Wally: I thought that they did a great job of it because they did it their way. They kept pretty much true to the spirit but they gave it that Poison touch. Bret Michaels did a great job singing it. Then, of course, after they did it, Five Seconds of Summer come out and they have a version of it, too, right?

Shane: And Lillix and some group called The Suicide Machines also did versions… I’m not sure who they are, though.

Wally: Suicide Machines, they’re a band out of Detroit. I’m not sure they’re still functioning as a band. They may do shows now and then but I haven’t seen them playing for a bit now.

Shane: You must feel the respect when someone covers one of the songs that you’ve co-written.

Wally: Yeah, That song came out in 1980, we recorded in ’79 – when we went in to record the song, we weren’t quite sure what song was gong to rise to the top, but once we started to record it and once we started to finish the songs off in the studio, that song in particular had a certain magic to it, you know? It was obvious after it was done and mixed, that that was the lead track. Thank god things worked out the way they did with that. Even to this day, it’s one of those songs where you think, ‘oh, here we go.’ Just when you think you’ve heard the last of it, here it comes. It turns up on something else. And there’s nothing wrong with that.

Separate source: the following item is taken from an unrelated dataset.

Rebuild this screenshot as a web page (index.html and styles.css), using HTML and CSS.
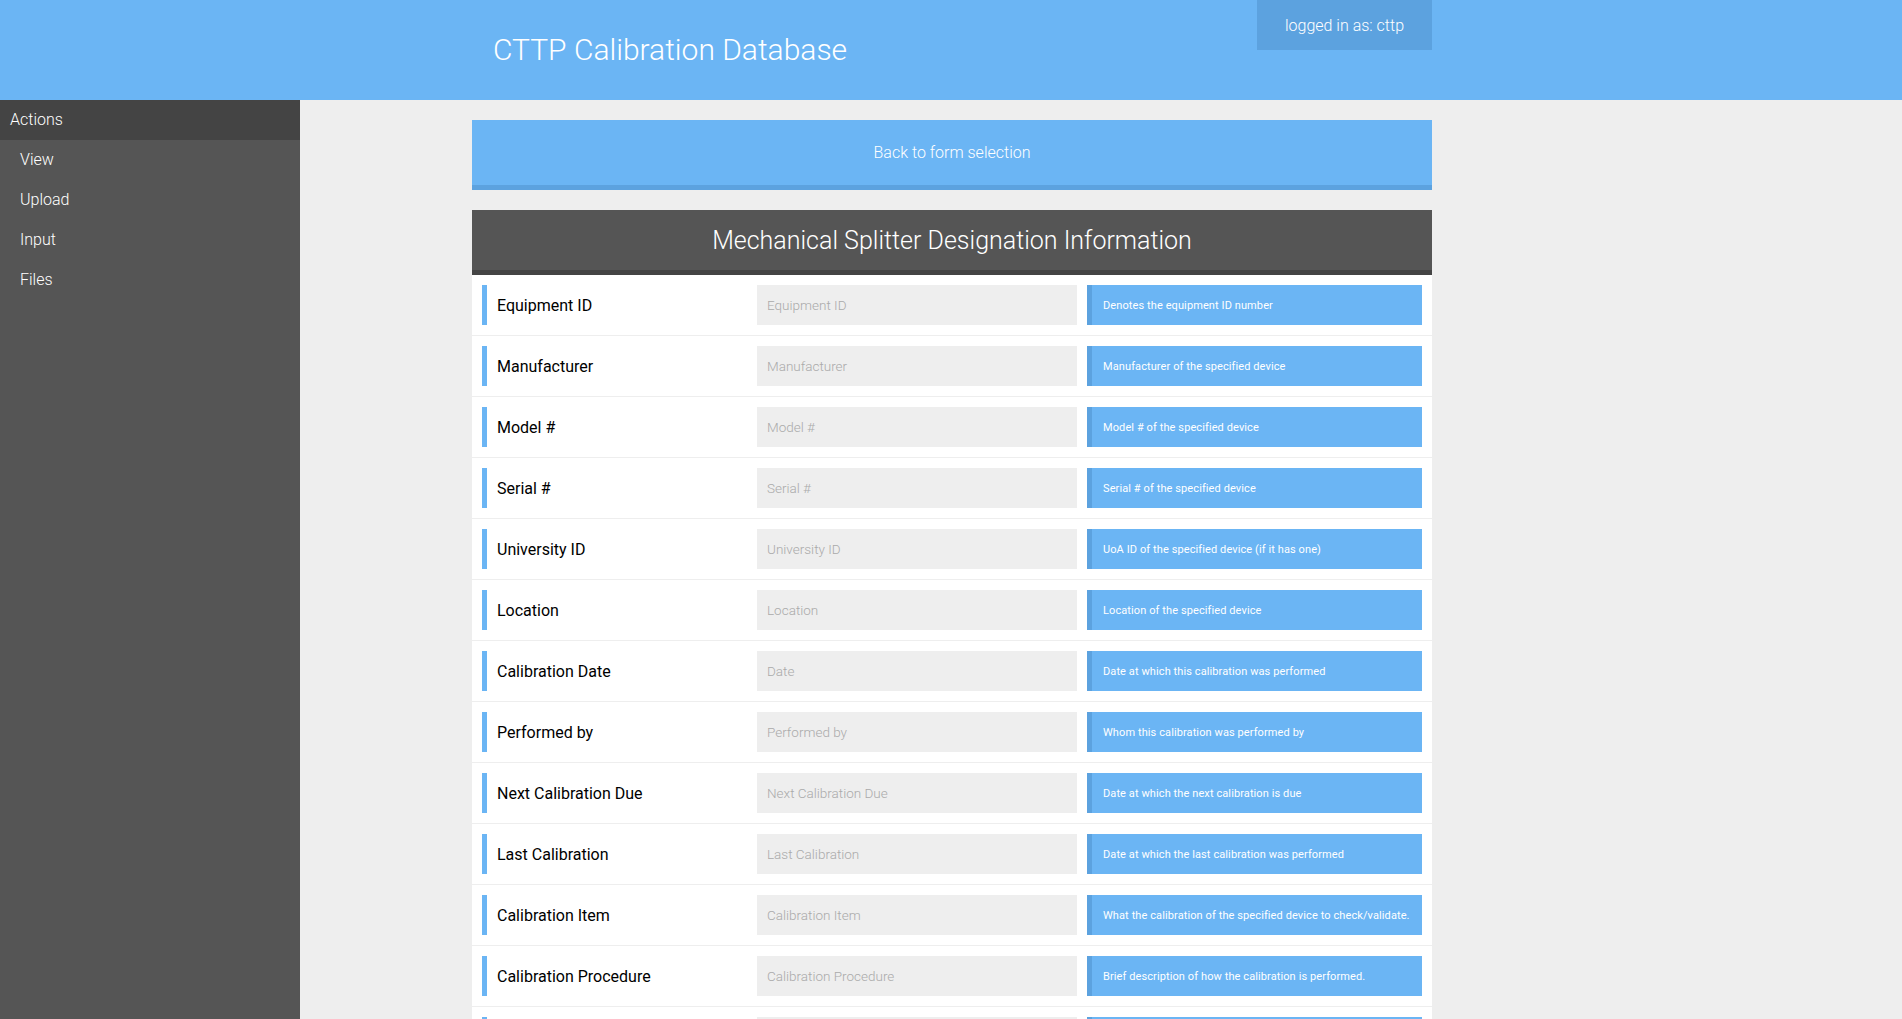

Shane: It has endurance, right? You tapped into something special. It must be a wonderful feeling as an artist.

Wally: Yeah and people still, when they hear it, they kind of light up when you start playing the intro to it. It’s very recognisable and it’s just great.

Shane: What are the chances of having some new music from The Romantics?

Wally: We have been recording over the last two, three years and we’ve put a string of two-sided singles out but we haven’t put them out on like a CD form or Vinyl form as of yet. Over the last couple of years, we’ve put out … one, two, three, four … there’s like five singles plus a Christmas song that we did. So there’s material out there. You’ll just have to look for it a little bit harder! It’s kind of our fault that we haven’t had a chance to find the right outlet for it.